I’m not saying, of course, that we should eliminate the negative entirely, just that we need a better balance. The fashion for happy clappy positive thinking has rightly been criticised as largely unhelpful from a psychological perspective. Oliver Burkeman’s brilliant book, The Antidote: Happiness for People Who Can’t Stand Positive Thinking makes the point that forcing yourself to always look on the bright side is not necessarily the path to fulfilment. Indeed, catastrophists such as myself can take comfort in the idea that negative thinking can actually be beneficial. “Confronting the worst-case scenario saps it of much of its anxiety-inducing power,” writes Burkeman. “Happiness reached via positive thinking can be fleeting and brittle, negative visualisation generates a vastly more dependable calm.”

But too much negativity can get on top of you rather, especially when you are experiencing difficult emotions in other areas of your life. It can be helpful, or at least it has been for me, to remind yourself that the world can be a beautiful place filled with good, kind people, because the news is never likely to perform that service for you.
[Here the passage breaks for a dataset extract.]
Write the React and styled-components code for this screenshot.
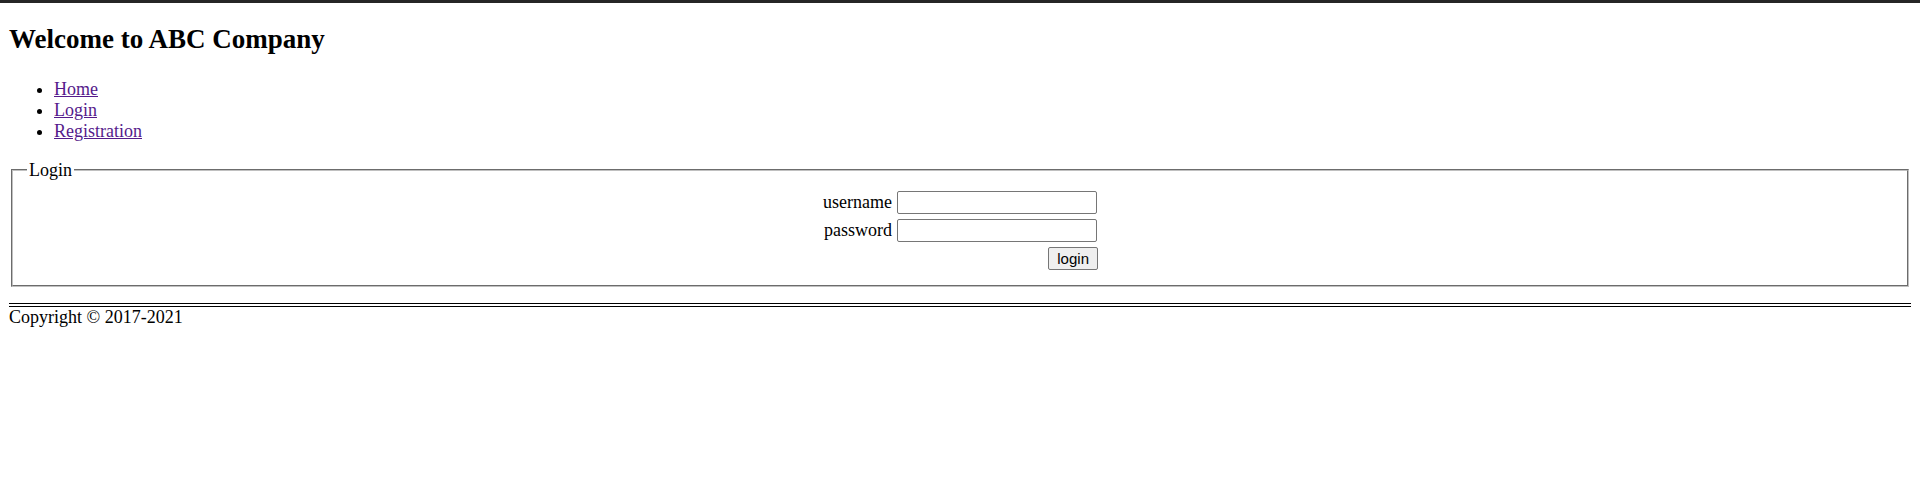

The Guardian has just started a series of positive stories – called Half Full, sites like the Huffington Post have good news sections, and the Good News Network brings us such cheering stories as “Woman graduates from university where she was abandoned as a baby”, “12-year-old boy sews 365 Teddy Bears a Year for the Grieving” and “Baby Boom Brings World’s Rarest Cats Back From Edge of Extinction”.

None of these stories, and certainly not this article, will are likely to get as many hits as the latest Isis execution video, but still, positive headlines are likely to give us a boost. Three days ago, I was convinced Yamato Tanooka was dead, but he has been found alive. Monty Python had it right. We need that brighter side of life, perhaps not always, but at least sometimes, for all our sakes.